(What the task requires)
Wherever the string "screenshot" appears, copy the whole line.

━━━━━ Records for processing ━━━━━

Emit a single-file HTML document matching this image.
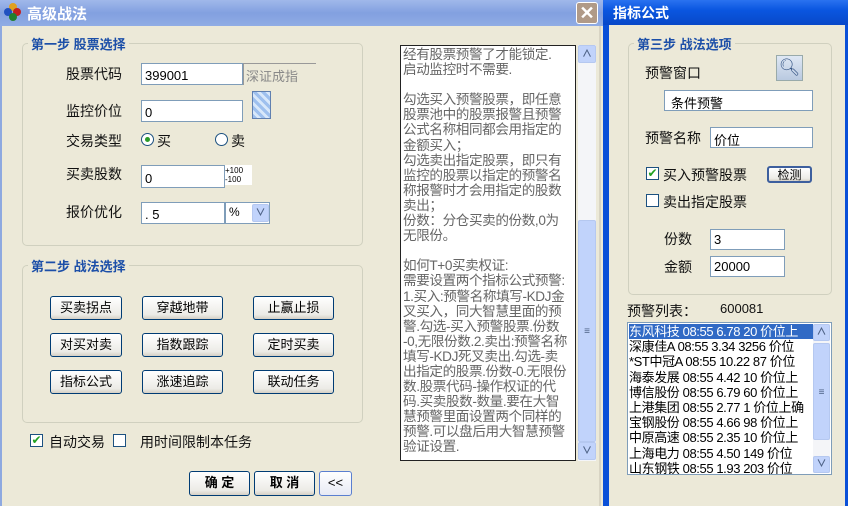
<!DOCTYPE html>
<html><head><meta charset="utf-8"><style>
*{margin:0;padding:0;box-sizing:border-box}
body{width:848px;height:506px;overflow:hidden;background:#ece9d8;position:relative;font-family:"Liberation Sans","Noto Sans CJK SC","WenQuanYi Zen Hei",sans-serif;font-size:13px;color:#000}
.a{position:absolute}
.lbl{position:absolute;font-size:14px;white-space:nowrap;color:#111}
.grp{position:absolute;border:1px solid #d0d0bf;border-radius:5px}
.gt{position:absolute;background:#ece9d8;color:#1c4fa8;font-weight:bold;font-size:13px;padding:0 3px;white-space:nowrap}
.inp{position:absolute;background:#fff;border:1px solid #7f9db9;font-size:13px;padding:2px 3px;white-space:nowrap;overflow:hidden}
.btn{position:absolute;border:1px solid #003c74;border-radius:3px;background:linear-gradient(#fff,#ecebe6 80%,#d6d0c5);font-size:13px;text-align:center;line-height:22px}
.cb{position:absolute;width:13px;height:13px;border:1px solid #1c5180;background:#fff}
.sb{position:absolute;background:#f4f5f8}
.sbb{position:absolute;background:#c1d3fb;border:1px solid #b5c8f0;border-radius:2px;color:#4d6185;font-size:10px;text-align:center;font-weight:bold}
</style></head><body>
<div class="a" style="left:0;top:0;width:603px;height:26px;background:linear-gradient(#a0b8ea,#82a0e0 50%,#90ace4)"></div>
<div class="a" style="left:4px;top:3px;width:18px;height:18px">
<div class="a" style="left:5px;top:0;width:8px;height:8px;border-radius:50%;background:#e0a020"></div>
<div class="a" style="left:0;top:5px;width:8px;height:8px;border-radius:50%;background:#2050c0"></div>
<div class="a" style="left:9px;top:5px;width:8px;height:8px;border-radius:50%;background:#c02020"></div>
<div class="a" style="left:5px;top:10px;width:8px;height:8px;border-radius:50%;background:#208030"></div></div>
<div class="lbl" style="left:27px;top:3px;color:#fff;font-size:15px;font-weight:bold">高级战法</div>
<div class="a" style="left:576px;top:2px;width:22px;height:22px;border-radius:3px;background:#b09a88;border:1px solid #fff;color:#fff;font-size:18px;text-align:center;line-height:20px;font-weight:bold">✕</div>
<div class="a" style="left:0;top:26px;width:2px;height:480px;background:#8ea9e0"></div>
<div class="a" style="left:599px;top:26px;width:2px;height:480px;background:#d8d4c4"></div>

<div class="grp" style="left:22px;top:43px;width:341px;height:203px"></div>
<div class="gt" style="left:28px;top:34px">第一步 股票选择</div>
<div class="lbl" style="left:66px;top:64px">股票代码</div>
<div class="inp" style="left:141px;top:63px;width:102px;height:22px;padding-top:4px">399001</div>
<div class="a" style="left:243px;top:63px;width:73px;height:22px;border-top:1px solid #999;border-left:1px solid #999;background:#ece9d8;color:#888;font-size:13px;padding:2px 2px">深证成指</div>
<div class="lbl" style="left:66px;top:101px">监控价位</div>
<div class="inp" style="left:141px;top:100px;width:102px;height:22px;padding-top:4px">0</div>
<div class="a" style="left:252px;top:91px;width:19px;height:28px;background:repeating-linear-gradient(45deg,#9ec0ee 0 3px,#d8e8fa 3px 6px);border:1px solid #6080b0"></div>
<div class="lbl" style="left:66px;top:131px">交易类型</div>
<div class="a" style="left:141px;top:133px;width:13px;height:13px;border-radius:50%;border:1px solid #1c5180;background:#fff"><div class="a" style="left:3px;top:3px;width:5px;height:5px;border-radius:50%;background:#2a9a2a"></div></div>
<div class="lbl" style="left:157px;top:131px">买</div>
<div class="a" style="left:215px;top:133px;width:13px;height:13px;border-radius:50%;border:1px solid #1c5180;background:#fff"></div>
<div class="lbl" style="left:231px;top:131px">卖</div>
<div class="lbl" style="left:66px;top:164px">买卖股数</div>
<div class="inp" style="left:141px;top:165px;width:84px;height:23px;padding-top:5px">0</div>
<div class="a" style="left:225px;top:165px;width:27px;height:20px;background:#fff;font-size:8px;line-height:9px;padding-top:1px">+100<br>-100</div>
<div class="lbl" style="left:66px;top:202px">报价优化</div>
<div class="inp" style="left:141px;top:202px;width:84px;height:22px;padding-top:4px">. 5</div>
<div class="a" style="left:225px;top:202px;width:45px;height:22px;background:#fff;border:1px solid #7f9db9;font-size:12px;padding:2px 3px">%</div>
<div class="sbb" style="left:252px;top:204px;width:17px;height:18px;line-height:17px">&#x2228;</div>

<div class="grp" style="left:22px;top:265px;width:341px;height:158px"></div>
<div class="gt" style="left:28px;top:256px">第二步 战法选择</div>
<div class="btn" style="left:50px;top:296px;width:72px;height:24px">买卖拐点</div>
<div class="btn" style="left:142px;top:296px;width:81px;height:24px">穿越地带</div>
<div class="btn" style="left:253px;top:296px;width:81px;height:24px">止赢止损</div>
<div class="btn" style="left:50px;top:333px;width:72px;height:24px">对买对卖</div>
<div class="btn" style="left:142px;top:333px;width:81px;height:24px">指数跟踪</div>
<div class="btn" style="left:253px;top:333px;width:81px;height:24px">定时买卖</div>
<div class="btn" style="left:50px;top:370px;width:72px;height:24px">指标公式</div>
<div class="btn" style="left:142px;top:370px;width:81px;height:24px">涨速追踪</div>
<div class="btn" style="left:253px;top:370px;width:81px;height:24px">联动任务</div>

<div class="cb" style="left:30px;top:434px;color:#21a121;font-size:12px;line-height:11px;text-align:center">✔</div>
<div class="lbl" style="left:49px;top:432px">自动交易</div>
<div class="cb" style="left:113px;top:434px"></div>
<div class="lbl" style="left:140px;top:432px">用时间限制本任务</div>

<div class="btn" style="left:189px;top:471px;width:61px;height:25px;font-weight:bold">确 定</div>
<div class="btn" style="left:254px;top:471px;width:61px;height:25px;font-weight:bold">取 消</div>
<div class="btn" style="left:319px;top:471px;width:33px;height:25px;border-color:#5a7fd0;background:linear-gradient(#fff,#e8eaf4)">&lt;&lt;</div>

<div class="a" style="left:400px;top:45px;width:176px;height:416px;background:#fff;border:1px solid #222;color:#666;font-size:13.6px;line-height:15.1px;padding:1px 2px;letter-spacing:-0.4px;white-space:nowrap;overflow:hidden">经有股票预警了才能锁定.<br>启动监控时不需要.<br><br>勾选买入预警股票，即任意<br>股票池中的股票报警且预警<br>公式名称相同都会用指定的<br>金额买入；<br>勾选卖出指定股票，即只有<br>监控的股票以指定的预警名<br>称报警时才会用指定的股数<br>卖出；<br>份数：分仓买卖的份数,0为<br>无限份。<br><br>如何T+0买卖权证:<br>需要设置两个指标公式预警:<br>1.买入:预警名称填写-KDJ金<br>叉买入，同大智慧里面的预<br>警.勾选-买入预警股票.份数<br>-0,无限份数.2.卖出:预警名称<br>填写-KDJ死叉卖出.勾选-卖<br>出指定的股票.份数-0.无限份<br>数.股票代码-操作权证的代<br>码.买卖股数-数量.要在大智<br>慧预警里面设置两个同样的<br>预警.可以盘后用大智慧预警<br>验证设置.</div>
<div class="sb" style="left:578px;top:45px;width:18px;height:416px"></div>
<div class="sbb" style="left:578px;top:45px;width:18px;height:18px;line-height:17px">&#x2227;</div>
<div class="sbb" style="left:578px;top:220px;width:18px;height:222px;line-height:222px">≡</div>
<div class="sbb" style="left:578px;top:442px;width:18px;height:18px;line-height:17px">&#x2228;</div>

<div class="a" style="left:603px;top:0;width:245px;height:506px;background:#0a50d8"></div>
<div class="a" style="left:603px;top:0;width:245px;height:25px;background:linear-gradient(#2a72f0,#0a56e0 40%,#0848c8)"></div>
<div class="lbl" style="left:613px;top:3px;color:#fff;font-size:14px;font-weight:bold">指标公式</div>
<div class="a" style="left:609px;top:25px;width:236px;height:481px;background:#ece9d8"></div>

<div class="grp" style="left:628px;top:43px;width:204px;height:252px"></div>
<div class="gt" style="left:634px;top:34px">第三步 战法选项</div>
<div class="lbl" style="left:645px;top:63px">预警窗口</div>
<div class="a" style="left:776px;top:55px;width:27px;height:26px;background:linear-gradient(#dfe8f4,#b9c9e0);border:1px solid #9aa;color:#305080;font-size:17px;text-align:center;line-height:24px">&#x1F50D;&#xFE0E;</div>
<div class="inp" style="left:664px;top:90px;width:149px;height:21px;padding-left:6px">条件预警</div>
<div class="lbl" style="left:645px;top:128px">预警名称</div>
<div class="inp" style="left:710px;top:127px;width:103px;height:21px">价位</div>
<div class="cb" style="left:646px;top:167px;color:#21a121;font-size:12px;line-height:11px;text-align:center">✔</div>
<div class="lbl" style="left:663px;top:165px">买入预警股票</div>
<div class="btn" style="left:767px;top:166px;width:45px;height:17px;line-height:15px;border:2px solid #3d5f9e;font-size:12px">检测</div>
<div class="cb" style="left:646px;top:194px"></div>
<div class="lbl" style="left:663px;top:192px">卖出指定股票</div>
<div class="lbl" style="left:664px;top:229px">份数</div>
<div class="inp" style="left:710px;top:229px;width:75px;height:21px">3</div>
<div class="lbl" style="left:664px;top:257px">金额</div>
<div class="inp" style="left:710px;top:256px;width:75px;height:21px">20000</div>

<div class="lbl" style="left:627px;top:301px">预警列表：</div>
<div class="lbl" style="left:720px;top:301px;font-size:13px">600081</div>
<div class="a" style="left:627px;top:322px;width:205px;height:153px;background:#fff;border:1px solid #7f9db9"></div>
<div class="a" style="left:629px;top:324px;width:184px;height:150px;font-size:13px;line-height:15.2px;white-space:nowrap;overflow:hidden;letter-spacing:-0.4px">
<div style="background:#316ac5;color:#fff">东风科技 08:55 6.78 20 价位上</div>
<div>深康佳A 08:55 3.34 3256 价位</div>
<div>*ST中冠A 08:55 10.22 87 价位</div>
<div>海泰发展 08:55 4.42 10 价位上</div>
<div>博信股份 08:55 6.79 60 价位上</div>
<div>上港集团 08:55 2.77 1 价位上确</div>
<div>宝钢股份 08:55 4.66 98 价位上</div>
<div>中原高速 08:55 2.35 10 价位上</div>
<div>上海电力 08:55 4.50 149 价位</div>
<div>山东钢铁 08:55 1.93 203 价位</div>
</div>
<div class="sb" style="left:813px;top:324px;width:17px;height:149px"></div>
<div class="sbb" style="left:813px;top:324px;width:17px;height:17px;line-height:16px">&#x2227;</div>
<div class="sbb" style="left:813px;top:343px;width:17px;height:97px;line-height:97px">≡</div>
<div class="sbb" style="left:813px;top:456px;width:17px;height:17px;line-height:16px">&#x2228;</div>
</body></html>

━━━━━
━━━━━ Records for processing ━━━━━

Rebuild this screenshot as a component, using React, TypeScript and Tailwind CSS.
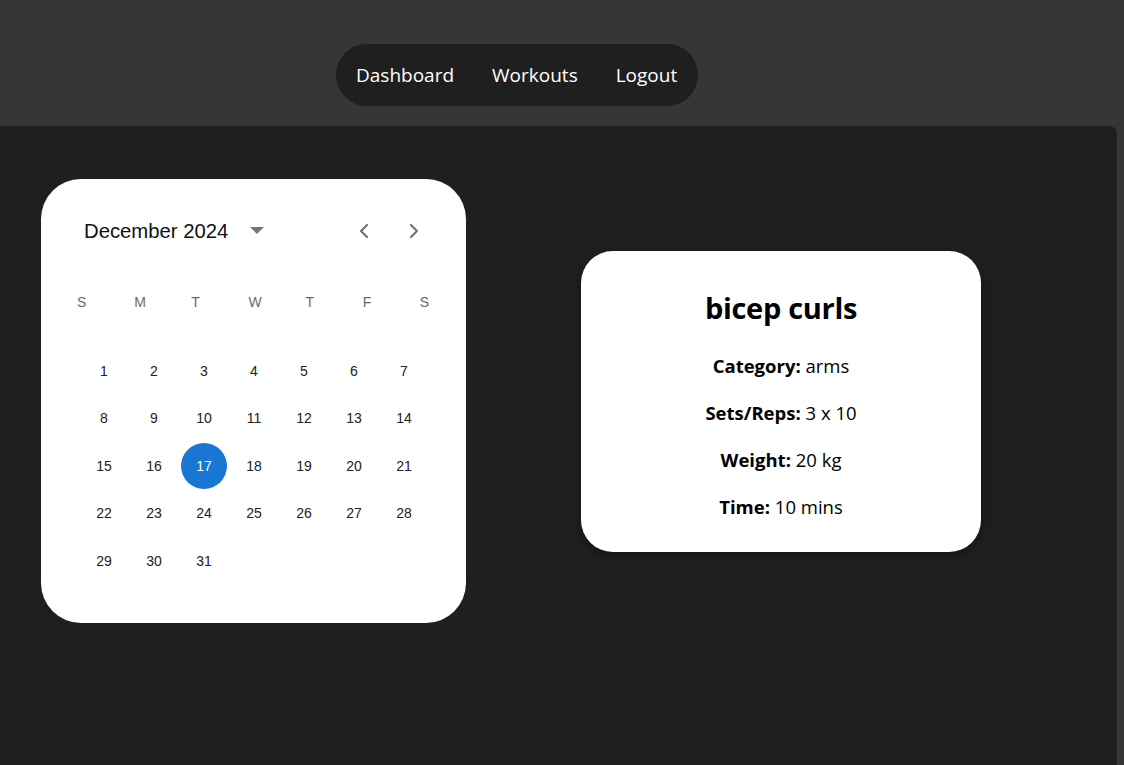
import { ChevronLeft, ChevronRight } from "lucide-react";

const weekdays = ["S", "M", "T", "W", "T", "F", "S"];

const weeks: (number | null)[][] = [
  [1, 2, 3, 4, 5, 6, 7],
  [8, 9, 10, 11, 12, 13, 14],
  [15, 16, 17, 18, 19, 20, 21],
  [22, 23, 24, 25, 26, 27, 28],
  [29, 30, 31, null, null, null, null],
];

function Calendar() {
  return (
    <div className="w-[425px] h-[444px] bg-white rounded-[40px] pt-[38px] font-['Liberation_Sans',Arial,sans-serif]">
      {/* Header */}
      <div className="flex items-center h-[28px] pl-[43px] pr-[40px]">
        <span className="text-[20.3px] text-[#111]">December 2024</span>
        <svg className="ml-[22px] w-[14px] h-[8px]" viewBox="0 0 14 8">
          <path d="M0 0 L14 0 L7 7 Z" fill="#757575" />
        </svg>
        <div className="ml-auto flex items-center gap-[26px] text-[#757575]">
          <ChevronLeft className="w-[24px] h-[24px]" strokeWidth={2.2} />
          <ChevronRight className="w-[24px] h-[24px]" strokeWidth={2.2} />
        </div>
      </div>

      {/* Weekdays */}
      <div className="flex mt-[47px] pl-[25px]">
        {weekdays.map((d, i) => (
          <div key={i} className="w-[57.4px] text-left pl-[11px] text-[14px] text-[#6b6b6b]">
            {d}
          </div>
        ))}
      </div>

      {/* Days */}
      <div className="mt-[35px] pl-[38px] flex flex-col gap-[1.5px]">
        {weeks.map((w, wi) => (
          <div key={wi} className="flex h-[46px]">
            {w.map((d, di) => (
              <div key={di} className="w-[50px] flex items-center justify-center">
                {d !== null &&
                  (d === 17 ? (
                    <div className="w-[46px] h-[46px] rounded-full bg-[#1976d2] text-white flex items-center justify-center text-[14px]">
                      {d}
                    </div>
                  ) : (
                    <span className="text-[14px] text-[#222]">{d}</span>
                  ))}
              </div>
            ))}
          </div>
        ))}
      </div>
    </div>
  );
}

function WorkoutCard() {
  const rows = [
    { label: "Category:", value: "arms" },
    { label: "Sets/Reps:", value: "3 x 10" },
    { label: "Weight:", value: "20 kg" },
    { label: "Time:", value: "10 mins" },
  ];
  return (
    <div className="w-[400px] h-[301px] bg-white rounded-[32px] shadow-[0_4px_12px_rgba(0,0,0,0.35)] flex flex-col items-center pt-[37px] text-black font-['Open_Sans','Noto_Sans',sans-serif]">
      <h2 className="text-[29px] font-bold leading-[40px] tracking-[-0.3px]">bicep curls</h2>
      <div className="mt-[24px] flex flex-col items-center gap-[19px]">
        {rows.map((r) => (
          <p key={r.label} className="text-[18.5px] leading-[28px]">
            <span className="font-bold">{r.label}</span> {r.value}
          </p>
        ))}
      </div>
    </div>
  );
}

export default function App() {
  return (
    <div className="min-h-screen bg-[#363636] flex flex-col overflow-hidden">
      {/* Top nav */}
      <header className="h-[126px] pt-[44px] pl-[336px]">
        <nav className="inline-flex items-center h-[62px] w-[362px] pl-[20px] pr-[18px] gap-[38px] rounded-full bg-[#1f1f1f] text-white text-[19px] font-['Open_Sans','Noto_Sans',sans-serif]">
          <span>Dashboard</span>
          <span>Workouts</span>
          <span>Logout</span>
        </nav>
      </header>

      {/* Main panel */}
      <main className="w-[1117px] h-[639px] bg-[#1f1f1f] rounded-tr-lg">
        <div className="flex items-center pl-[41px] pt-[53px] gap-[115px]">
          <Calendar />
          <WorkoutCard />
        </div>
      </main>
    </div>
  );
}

━━━━━
━━━━━ Records for processing ━━━━━

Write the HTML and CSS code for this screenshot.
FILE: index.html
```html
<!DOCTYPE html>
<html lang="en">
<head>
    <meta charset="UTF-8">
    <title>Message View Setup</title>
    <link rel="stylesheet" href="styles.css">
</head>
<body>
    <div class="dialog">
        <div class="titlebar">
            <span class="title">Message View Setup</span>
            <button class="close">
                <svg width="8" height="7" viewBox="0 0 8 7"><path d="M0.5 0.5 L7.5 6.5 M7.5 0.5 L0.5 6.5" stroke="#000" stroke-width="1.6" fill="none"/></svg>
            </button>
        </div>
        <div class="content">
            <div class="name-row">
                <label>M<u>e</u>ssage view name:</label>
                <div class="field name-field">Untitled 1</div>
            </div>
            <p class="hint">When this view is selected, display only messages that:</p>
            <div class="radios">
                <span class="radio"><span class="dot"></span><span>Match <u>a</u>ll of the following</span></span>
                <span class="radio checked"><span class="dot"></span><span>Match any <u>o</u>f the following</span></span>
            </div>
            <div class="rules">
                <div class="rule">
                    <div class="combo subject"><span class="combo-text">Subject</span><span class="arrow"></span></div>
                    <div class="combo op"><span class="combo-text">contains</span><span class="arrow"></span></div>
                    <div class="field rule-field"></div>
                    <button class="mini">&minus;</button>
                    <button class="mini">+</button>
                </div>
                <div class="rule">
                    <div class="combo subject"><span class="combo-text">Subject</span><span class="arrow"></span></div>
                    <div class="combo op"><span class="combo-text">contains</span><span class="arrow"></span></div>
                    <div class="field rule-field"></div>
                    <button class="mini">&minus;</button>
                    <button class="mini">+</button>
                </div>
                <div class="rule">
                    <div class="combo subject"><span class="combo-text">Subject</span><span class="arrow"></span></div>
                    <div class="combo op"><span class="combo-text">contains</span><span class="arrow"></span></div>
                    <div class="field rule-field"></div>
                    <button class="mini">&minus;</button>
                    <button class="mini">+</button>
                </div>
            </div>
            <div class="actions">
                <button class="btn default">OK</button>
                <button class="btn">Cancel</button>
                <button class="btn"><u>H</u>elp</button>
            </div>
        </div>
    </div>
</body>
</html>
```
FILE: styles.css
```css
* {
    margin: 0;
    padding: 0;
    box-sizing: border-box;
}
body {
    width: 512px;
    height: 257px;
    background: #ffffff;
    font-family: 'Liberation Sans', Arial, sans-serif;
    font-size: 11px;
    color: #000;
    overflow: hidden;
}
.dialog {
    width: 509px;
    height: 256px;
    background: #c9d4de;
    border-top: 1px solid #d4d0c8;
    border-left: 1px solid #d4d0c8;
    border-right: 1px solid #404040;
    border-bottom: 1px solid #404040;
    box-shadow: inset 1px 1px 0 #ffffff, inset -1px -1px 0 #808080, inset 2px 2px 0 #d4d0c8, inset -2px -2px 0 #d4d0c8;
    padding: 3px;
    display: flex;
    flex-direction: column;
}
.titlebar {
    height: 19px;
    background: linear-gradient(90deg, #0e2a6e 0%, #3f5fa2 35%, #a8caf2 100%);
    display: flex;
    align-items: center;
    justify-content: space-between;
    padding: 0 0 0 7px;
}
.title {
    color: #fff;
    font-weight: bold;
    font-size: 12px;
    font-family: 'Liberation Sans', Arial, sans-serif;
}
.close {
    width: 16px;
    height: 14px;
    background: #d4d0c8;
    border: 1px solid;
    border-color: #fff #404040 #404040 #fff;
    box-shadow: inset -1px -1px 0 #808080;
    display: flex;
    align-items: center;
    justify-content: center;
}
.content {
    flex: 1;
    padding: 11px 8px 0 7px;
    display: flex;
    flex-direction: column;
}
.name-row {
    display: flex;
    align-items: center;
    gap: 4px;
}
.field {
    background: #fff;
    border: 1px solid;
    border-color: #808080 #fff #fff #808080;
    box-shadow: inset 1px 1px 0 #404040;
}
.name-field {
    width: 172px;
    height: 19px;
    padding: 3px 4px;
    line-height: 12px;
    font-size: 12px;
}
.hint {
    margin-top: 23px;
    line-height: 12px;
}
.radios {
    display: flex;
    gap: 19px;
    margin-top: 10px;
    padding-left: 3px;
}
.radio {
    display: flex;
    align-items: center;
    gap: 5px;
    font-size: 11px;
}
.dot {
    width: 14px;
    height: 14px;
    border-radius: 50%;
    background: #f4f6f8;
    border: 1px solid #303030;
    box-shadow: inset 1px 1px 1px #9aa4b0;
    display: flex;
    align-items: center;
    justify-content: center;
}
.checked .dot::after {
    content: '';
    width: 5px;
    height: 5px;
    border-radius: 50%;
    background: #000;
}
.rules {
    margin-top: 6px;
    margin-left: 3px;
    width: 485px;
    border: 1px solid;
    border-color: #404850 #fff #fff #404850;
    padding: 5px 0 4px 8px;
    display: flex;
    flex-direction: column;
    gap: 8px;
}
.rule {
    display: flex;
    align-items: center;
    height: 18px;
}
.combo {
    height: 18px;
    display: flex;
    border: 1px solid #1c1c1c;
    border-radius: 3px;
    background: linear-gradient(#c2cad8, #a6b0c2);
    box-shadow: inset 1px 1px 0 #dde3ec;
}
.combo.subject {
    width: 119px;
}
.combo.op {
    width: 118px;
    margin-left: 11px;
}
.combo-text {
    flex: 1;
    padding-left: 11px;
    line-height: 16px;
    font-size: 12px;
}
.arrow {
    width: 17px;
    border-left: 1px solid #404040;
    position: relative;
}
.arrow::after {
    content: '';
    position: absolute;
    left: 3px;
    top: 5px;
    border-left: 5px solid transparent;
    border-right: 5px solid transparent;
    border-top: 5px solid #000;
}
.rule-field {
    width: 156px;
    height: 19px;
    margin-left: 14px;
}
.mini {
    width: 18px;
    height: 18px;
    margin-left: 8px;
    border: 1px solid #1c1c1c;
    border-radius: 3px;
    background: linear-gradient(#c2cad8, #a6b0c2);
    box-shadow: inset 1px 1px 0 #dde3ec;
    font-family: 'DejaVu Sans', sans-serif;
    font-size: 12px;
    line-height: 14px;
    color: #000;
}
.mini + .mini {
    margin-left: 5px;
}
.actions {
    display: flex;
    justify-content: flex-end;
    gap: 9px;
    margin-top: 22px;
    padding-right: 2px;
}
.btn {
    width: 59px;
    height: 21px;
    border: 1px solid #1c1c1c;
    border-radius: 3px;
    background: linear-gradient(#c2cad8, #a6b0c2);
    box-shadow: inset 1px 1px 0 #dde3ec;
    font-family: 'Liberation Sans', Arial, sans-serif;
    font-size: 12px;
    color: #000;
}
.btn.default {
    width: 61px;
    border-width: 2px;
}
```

━━━━━

(Final result)
Rebuild this screenshot as a component, using React, TypeScript and Tailwind CSS.
Write the HTML and CSS code for this screenshot.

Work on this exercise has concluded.